*Task to carry out*. Which lines in the records below contain the word "this"? Copy each of them.

**** Material to process ****

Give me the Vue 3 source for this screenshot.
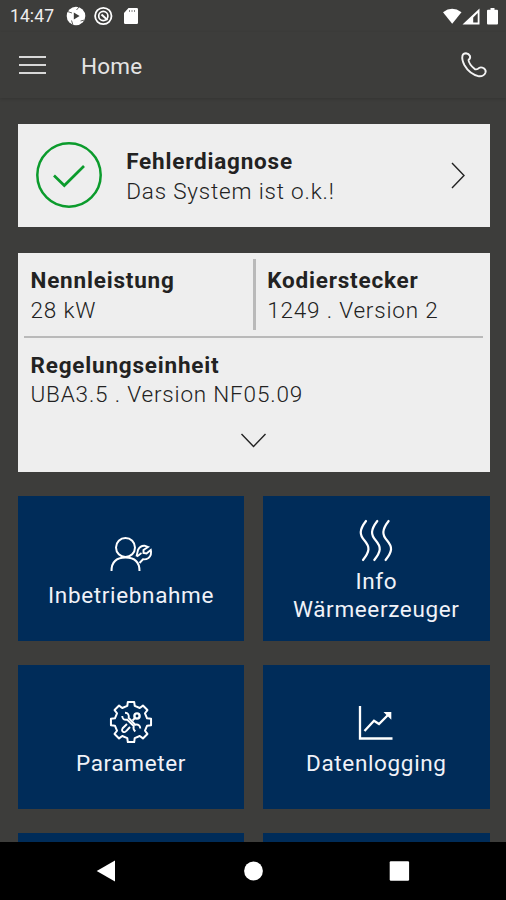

****
**** Material to process ****

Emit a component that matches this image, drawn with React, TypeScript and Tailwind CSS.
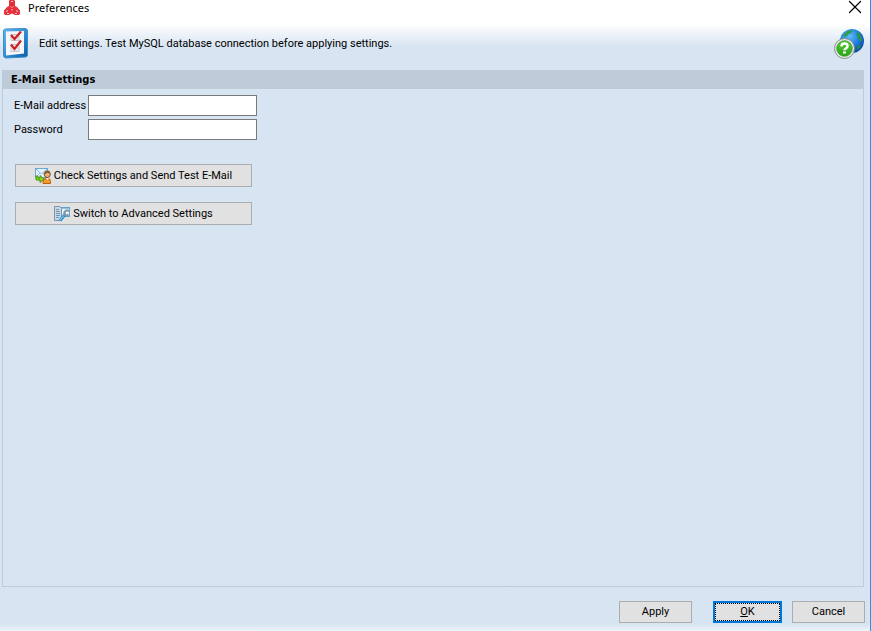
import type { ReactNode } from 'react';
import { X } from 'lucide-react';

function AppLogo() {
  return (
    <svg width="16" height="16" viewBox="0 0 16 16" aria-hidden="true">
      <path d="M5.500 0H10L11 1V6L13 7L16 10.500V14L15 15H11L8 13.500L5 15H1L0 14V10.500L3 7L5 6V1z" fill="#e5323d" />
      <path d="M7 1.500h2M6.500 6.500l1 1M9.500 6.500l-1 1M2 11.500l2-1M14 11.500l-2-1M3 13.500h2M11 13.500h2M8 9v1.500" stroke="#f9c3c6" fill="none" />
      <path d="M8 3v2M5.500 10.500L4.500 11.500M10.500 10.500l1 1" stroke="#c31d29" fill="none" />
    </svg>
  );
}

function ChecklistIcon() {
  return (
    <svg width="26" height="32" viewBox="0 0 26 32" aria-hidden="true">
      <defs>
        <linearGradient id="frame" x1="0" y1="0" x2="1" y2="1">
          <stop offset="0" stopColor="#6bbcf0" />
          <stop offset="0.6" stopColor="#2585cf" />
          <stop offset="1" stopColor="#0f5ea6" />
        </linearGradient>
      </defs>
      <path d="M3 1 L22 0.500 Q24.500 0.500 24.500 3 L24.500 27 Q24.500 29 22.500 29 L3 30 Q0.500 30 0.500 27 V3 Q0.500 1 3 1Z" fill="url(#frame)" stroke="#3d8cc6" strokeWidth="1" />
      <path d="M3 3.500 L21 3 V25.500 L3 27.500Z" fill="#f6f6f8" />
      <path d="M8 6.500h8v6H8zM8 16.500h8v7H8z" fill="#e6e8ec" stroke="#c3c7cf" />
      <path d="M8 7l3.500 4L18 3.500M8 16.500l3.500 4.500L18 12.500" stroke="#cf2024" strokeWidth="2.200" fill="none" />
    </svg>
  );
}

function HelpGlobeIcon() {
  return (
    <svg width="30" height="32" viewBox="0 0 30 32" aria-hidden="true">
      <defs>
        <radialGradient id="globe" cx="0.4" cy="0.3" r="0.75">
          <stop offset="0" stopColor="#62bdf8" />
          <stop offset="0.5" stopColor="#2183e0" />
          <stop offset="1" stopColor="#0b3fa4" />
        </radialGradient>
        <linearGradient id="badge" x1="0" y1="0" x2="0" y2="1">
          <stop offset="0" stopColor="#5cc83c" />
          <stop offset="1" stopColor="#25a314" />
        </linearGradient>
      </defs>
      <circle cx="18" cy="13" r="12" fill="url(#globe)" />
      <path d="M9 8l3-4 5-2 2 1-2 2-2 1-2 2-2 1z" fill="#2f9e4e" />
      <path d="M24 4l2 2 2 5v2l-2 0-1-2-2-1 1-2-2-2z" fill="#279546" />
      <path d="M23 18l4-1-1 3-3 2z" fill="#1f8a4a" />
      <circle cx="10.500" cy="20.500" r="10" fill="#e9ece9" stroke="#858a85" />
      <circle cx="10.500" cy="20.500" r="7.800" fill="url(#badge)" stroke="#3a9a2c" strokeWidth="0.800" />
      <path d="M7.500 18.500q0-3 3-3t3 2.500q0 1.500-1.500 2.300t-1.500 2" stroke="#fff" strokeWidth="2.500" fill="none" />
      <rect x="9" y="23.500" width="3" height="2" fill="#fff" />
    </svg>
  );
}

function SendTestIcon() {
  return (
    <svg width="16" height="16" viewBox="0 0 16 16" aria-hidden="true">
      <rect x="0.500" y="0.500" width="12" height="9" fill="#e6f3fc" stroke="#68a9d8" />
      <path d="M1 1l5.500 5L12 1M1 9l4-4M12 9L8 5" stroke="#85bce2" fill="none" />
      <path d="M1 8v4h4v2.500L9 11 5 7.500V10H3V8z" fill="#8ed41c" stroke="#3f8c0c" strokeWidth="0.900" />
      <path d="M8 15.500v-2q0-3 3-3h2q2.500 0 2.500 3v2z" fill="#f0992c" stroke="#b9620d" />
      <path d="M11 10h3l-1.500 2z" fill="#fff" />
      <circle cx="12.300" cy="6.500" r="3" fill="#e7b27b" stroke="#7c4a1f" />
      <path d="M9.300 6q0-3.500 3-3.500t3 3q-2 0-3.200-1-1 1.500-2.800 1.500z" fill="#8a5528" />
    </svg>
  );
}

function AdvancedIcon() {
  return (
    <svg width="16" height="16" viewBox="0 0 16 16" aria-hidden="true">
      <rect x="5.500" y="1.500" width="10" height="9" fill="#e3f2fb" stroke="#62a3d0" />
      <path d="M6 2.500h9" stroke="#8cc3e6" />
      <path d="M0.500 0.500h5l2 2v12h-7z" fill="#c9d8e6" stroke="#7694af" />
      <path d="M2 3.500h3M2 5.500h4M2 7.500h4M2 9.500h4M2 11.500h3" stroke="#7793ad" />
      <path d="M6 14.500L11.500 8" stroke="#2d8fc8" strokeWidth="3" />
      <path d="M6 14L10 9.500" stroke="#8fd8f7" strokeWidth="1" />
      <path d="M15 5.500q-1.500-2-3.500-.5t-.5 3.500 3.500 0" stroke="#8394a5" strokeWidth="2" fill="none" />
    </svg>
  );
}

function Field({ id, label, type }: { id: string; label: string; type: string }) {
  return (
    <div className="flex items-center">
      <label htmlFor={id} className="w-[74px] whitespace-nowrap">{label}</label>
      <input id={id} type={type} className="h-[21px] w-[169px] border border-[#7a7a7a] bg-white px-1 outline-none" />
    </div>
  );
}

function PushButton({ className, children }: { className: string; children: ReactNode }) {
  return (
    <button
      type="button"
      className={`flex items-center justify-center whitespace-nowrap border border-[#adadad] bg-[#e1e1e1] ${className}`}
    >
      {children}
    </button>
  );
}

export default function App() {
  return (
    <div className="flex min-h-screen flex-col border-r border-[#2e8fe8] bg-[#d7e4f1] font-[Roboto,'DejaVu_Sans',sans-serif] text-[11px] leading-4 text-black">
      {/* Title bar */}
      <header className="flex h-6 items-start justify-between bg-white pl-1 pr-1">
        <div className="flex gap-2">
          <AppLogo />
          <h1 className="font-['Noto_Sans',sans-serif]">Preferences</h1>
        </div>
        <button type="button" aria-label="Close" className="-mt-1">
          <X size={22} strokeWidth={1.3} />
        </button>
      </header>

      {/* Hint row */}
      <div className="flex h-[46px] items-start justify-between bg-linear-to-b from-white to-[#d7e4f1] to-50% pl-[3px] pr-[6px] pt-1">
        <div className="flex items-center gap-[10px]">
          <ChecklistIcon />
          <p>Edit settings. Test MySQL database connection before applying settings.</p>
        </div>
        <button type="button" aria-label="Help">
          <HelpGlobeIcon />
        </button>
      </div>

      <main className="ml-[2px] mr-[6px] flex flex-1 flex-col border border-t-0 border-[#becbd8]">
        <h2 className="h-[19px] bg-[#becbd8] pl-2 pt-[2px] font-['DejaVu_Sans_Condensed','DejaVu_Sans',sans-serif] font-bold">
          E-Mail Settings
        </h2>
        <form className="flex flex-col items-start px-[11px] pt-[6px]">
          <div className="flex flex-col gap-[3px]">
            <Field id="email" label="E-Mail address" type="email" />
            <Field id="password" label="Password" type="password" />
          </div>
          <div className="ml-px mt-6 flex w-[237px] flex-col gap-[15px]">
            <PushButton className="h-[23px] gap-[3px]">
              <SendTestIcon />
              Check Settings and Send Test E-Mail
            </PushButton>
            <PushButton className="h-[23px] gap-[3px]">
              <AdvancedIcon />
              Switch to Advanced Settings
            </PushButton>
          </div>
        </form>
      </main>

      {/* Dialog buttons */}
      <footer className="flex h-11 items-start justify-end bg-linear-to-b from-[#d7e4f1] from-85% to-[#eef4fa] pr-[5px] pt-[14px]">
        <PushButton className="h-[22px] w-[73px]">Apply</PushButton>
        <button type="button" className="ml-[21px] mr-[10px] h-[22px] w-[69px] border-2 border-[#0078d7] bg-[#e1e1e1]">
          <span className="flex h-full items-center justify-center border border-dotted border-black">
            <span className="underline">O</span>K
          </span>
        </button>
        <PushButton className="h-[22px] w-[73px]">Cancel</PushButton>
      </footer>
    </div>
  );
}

****

*Exercise answer*.
Give me the Vue 3 source for this screenshot.
Emit a component that matches this image, drawn with React, TypeScript and Tailwind CSS.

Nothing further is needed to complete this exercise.